A economista também se mostra cética com relação às metas apresentadas pelo governo e pela LDO. Vitória considera que a meta de superávit primário tinha sido vista como positiva, uma vez que mostra o comprometimento do governo em reverter a atual previsão de déficit de mais de R$ 100 bilhões para esse ano, segundo último relatório bimestral do tesouro.
Contudo, a economista chama a atenção para a meta do próximo ano. “A meta de zerar o déficit até 2024 é bastante ousada e é baseada em aumento de arrecadação que ainda são incertos e, por isso, sua credibilidade deixa dúvidas.”
Os especialistas ouvidos pela CNN consideraram ainda que a penalização pelo descumprimento das regras é frágil, uma vez que, segundo o projeto, o presidente terá de enviar ao Congresso Nacional uma mensagem com os motivos desse descumprimento e o que poderá fazer para tentar corrigir o rumo das contas públicas.
O projeto diz ainda que o não cumprimento da meta de superávit primário “não configura infração a esta Lei Complementar”.
Entenda a proposta
A nova regra fiscal prevê que — para os exercícios de 2024 a 2027 — os gastos do governo não podem ter crescimento acima de 70% do crescimento da receita.
Em momentos de avanço excepcional da arrecadação, porém, a despesa primária não poderá ter crescimento acima de 2,5% ao ano.
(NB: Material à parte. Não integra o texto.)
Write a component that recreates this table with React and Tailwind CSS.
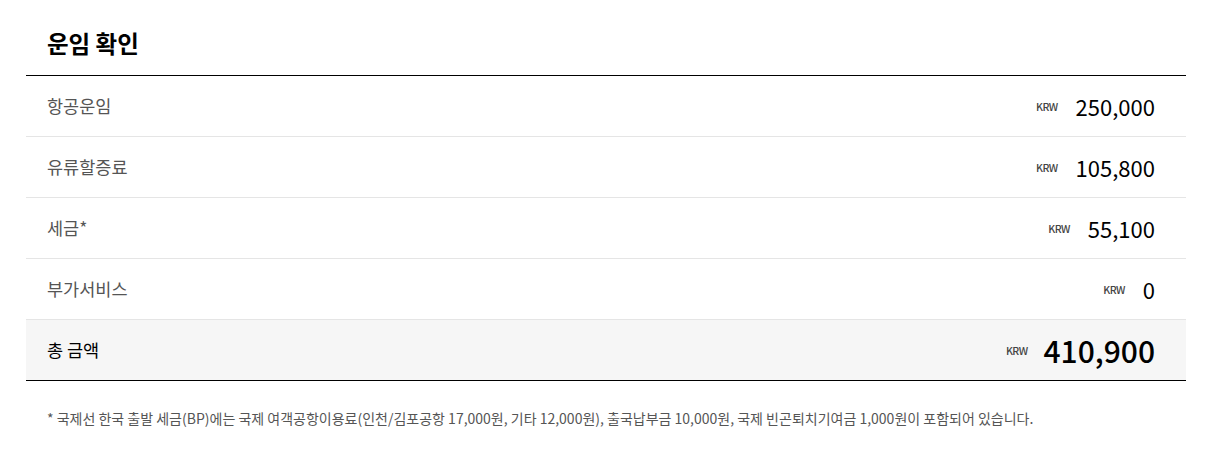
export default function App() {
  const rows = [
    ["항공운임", "250,000"],
    ["유류할증료", "105,800"],
    ["세금*", "55,100"],
    ["부가서비스", "0"],
  ];
  const font = { fontFamily: '"Noto Sans CJK KR", "Noto Sans", sans-serif' };
  return (
    <div className="w-[1208px] h-[453px] bg-white pl-[26px] pr-[22px]" style={font}>
      <div className="h-[75px] flex items-center px-[21px] pt-[13px]">
        <h2 className="text-[23.5px] font-bold text-black leading-none">운임 확인</h2>
      </div>
      <div className="border-t border-black">
        {rows.map(([label, value]) => (
          <div key={label} className="h-[61px] flex items-center justify-between pl-[21px] pr-[31px] border-b border-[#e5e5e5]">
            <span className="text-[17.5px] text-[#555]">{label}</span>
            <span className="flex items-center">
              <span className="text-[10.5px] font-medium tracking-[-0.6px] text-[#444] mr-[18px] pt-[1px]">KRW</span>
              <span className="text-[22px] text-black">{value}</span>
            </span>
          </div>
        ))}
        <div className="h-[61px] flex items-center justify-between pl-[21px] pr-[31px] bg-[#f6f6f6] border-b border-black">
          <span className="text-[17.5px] text-black">총 금액</span>
          <span className="flex items-center">
            <span className="text-[10.5px] font-medium tracking-[-0.6px] text-[#444] mr-[16px] pt-[2px]">KRW</span>
            <span className="text-[30px] font-medium text-black">410,900</span>
          </span>
        </div>
      </div>
      <p className="pl-[21px] mt-[27px] text-[14px] text-[#555]">
        * 국제선 한국 출발 세금(BP)에는 국제 여객공항이용료(인천/김포공항 17,000원, 기타 12,000원), 출국납부금 10,000원, 국제 빈곤퇴치기여금 1,000원이 포함되어 있습니다.
      </p>
    </div>
  );
}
Caso haja retração extraordinária, a despesa primária adotará outro gatilho e não poderá crescer mais que 0,6% ao ano.
O plano ainda estabelece metas de superávit primário. A ideia é de que o governo tenha déficit primário zero em 2024, superávit de 0,5% do Produto Interno Bruto (PIB) em 2025 e de 1% em 2026.
Se a meta de superávit primário não for atingida e o resultado ficar fora da variação tolerável, haverá obrigação de redução do crescimento de despesas para 50% do crescimento da receita no ano seguinte.